= Herman Schlom =

American film producer (1904–1983)

Herman Schlom (1904–1983) was an American film producer who worked primarily for Republic Pictures, then RKO Radio Pictures. He first received film credit as an assistant director for Dracula in 1931. Some of Schlom's notable films, as a producer, include the crime thrillers The Devil Thumbs a Ride (1947), Born to Kill (1947), Dick Tracy Meets Gruesome (1947) and Armored Car Robbery (1950).

==Career==
Schlom's independent production Li'l Abner was distributed by RKO. This earned Schlom an invitation to join the RKO staff in 1941. He became a prolific contributor to the studio's B-picture production, assigned to low-budget thrillers and series films.

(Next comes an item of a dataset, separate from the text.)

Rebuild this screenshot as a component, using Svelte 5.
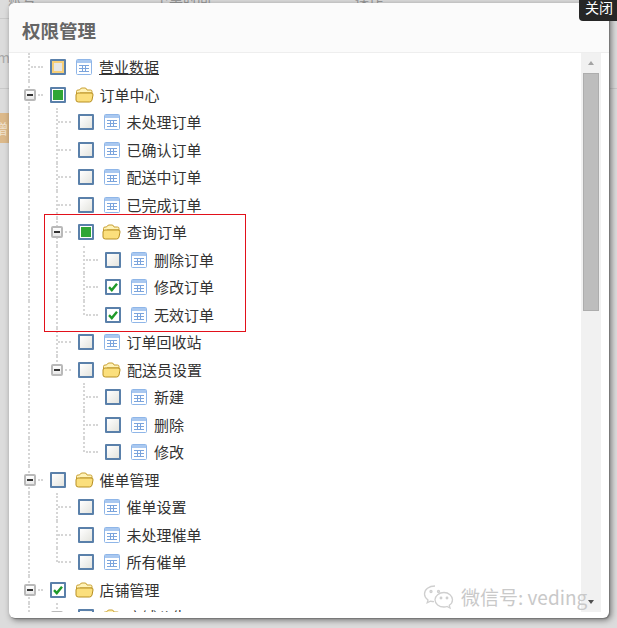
<script>
  const tree = [
    { name: "营业数据", state: "partial", link: true },
    {
      name: "订单中心",
      state: "full",
      children: [
        { name: "未处理订单" },
        { name: "已确认订单" },
        { name: "配送中订单" },
        { name: "已完成订单" },
        {
          name: "查询订单",
          state: "full",
          children: [
            { name: "删除订单" },
            { name: "修改订单", state: "checked" },
            { name: "无效订单", state: "checked" }
          ]
        },
        { name: "订单回收站" },
        {
          name: "配送员设置",
          children: [{ name: "新建" }, { name: "删除" }, { name: "修改" }]
        }
      ]
    },
    {
      name: "催单管理",
      children: [{ name: "催单设置" }, { name: "未处理催单" }, { name: "所有催单" }]
    },
    {
      name: "店铺管理",
      state: "checked",
      children: [{ name: "店铺公告", children: [] }]
    }
  ];

  // flatten the tree, keeping track of which guide lines carry on past each row
  function flatten(nodes, guides = []) {
    const rows = [];
    nodes.forEach((node, i) => {
      const last = guides.length > 0 && i === nodes.length - 1;
      rows.push({ ...node, guides, last });
      if (node.children) {
        rows.push(...flatten(node.children, [...guides, !last]));
      }
    });
    return rows;
  }

  const rows = flatten(tree);
</script>

<div class="page">
  <div class="backdrop">
    <span class="bgHead one">账号</span>
    <span class="bgHead two">下单时间</span>
    <span class="bgHead three">操作</span>
    <span class="bgCut">mi</span>
    <span class="bgButton">增</span>
  </div>

  <div class="modal">
    <div class="header">权限管理</div>
    <div class="body">
      <div class="tree">
        {#each rows as row}
          <div class="row">
            {#each row.guides as carry}
              <span class="cell" class:line={carry}></span>
            {/each}
            <span class="cell line branch" class:end={row.last}>
              {#if row.children}
                <span class="switch"><i></i></span>
              {/if}
            </span>
            <span class="box {row.state || 'empty'}">
              {#if row.state === "checked"}
                <svg width="12" height="12" viewBox="0 0 12 12">
                  <path d="M2 6.2l2.8 2.9L10 2.8" fill="none" stroke="#1f9a2a" stroke-width="2.4" />
                </svg>
              {/if}
            </span>
            {#if row.children}
              <svg class="folder" width="19" height="16" viewBox="0 0 19 16">
                <path d="M1.5 13V4.5Q1.5 3 3 3h1.5Q5.5 1 7 1h3q1.5 0 2 2h3.5q1.500 0 1.500 1.500V6H5z" fill="#fff3b8" stroke="#c9a032" />
                <path d="M1 8q0-2 2-2h13q2.500 0 2 2l-1 5q-.5 2-2.500 2H3.500Q1 15 1 13z" fill="#fbdf7c" stroke="#b78f22" />
              </svg>
            {:else}
              <svg class="doc" width="16" height="16" viewBox="0 0 16 16">
                <rect x=".5" y=".5" width="15" height="15" rx="1" fill="#fff" stroke="#8fb6e8" />
                <rect x="1" y="1" width="14" height="3" fill="#a9c8f0" />
                <path d="M3 6.500h10M3 9.500h10M3 12.500h10M6.500 6v7M9.500 6v7" fill="none" stroke="#7ba4dc" />
              </svg>
            {/if}
            <span class="label" class:link={row.link}>{row.name}</span>
          </div>
        {/each}
        <div class="highlight"></div>
      </div>
      <div class="scrollbar">
        <span class="arrow up"></span>
        <div class="thumb"></div>
        <span class="arrow down"></span>
      </div>
    </div>
    <div class="footer"></div>
  </div>

  <div class="closeTip">关闭</div>

  <div class="watermark">
    <svg width="31" height="26" viewBox="0 0 31 26" fill="none" stroke="#cfcfcf" stroke-width="1.300">
      <path d="M12 2C6 2 1.500 5.500 1.500 10c0 2.500 1.400 4.500 3.500 6l-.8 2.800 3.200-1.600c1.300.4 2.500.5 3.600.5" />
      <path d="M21 8.500c-5 0-9 3.300-9 7.300s4 7.200 9 7.200c1 0 2-.1 3-.5l3 1.500-.7-2.700c2-1.300 3.200-3.300 3.200-5.500 0-4-3.800-7.300-8.500-7.300z" />
      <circle cx="8" cy="7.500" r="1" />
      <circle cx="15.500" cy="7.500" r="1" />
      <circle cx="18" cy="14" r=".8" />
      <circle cx="24" cy="14" r=".8" />
    </svg>
    <span>微信号: veding</span>
  </div>
</div>

<style>
  :global(body) {
    margin: 0;
    background: #dcdcdc;
  }

  .page {
    position: relative;
    box-sizing: border-box;
    width: 617px;
    height: 628px;
    padding: 3px 8px 10px 9px;
    overflow: hidden;
    font-family: "Noto Sans CJK SC", "Liberation Sans", sans-serif;
    background: #dcdcdc;
  }

  .backdrop {
    position: absolute;
    inset: 0;
    color: #999;
    font-size: 14px;
  }

  .backdrop::before {
    content: "";
    position: absolute;
    left: 0;
    right: 0;
    top: 88px;
    border-top: 1px solid #c9c9c9;
  }

  .backdrop::after {
    content: "";
    position: absolute;
    left: 0;
    right: 0;
    top: 18px;
    border-top: 1px solid #c9c9c9;
  }

  .bgHead {
    position: absolute;
    top: -12px;
    line-height: 20px;
  }

  .one { left: 8px; }
  .two { left: 155px; }
  .three { left: 355px; }

  .bgCut {
    position: absolute;
    left: -3px;
    top: 47px;
    font-size: 14px;
    line-height: 20px;
    color: #aaa;
  }

  .bgButton {
    position: absolute;
    left: 0;
    top: 113px;
    width: 9px;
    height: 30px;
    overflow: hidden;
    background: #dcb98a;
    color: #f1e3cf;
    line-height: 30px;
    text-indent: -6px;
  }

  .modal {
    position: relative;
    display: flex;
    flex-direction: column;
    height: 100%;
    overflow: hidden;
    background: #fff;
    border-radius: 6px;
    box-shadow: 1px 1px 1px #777, 2px 2px 6px rgba(0, 0, 0, 0.5);
  }

  .header {
    flex: none;
    box-sizing: border-box;
    height: 50px;
    padding: 12px 13px 0;
    background: #fbfbfb;
    border-bottom: 1px solid #eee;
    color: #666;
    font-size: 18.500px;
    font-weight: 700;
    line-height: 30px;
  }

  .body {
    flex: 1;
    display: flex;
    min-height: 0;
    padding-right: 8px;
  }

  .tree {
    position: relative;
    flex: 1;
    min-width: 0;
    overflow: hidden;
    padding: 0.250px 0 0 6.500px;
  }

  .row {
    display: flex;
    align-items: center;
    height: 27.500px;
  }

  .cell {
    position: relative;
    flex: none;
    align-self: stretch;
    width: 27.500px;
  }

  .line::before {
    content: "";
    position: absolute;
    left: 12.500px;
    top: 0;
    bottom: 0;
    border-left: 2px dotted #d6d6d6;
  }

  .end::before {
    bottom: 50%;
  }

  .branch::after {
    content: "";
    position: absolute;
    left: 15px;
    right: 0;
    top: 50%;
    border-top: 2px dotted #d6d6d6;
    margin-top: -1px;
  }

  .switch {
    position: absolute;
    z-index: 1;
    left: 8px;
    top: 50%;
    box-sizing: border-box;
    width: 12px;
    height: 12px;
    margin-top: -6px;
    display: flex;
    align-items: center;
    justify-content: center;
    background: linear-gradient(#fff, #e8e8e8);
    border: 2px solid #b9b9b9;
    border-radius: 2px;
  }

  .switch i {
    width: 6px;
    height: 2px;
    background: #333;
  }

  .box {
    flex: none;
    box-sizing: border-box;
    display: flex;
    align-items: center;
    justify-content: center;
    width: 16px;
    height: 16px;
    margin-left: 7px;
    border: 2px solid #5a80aa;
    border-radius: 1px;
    background: #fff;
  }

  .empty {
    background: linear-gradient(135deg, #fff, #e4e4de);
  }

  .full {
    background: #2fa635;
    box-shadow: inset 0 0 0 1px #fff;
  }

  .partial {
    background: #e6e6e6;
    box-shadow: inset 0 0 0 2px #f8cf78;
  }

  .doc {
    flex: none;
    margin-left: 10px;
  }

  .folder {
    flex: none;
    margin-left: 8.500px;
    margin-right: -1px;
  }

  .label {
    margin-left: 7px;
    color: #333;
    font-size: 15px;
    line-height: 20px;
    white-space: nowrap;
  }

  .link {
    text-decoration: underline;
  }

  .highlight {
    position: absolute;
    left: 35px;
    top: 161px;
    width: 200px;
    height: 116px;
    border: 1px solid #e2101a;
  }

  .scrollbar {
    flex: none;
    box-sizing: border-box;
    display: flex;
    flex-direction: column;
    width: 20px;
    padding: 20px 2px 0;
    background: #f1f1f1;
    position: relative;
  }

  .thumb {
    height: 238px;
    background: #bdbdbd;
    border: 1px solid #adadad;
    box-sizing: border-box;
  }

  .arrow {
    position: absolute;
    left: 6.500px;
    width: 0;
    height: 0;
    border-left: 3.500px solid transparent;
    border-right: 3.500px solid transparent;
  }

  .up {
    top: 8px;
    border-bottom: 4px solid #a3a3a3;
  }

  .down {
    bottom: 8px;
    border-top: 4px solid #505050;
  }

  .footer {
    flex: none;
    height: 6px;
  }

  .closeTip {
    position: absolute;
    top: 0;
    right: 0;
    box-sizing: border-box;
    width: 38px;
    height: 21px;
    padding-left: 6px;
    background: #262626;
    border-bottom-left-radius: 4px;
    color: #fff;
    font-size: 14px;
    line-height: 14px;
    white-space: nowrap;
    overflow: hidden;
  }

  .watermark {
    position: absolute;
    left: 423px;
    top: 584px;
    display: flex;
    align-items: center;
    gap: 7px;
    color: #c9c9c9;
    font-size: 19px;
    line-height: 26px;
    white-space: nowrap;
  }
</style>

He produced The Great Gildersleeve and its ensuing series; he also supervised the Dick Tracy series and the Zane Grey westerns. Schlom developed a reputation for being efficient and economical, and by 1946 Schlom inherited series that were ending, along with their lowered budgets: The Falcon, Brown and Carney, Morgan Conway, Ralph Edwards. Schlom also produced five stylish film noir thrillers between 1947 and 1950.

Schlom's experience with the Zane Grey pictures led to his taking over the Tim Holt B-western unit in 1947. According to Holt's co-star Richard Martin, "“Herman was one of RKO's best B producers. He could get a lot of quality into a picture for a few dollars. He lived with the pictures he was producing 24 hours a day, trying to refine them, make them better. He fought for excellent music backgrounds and outstanding photography." Schlom kept making Holt westerns until the series lapsed in 1952; these were his last theatrical films.

He was also a producer of the 1956–1957 western television series My Friend Flicka, starring Johnny Washbrook, Gene Evans, Anita Louise, and Frank Ferguson.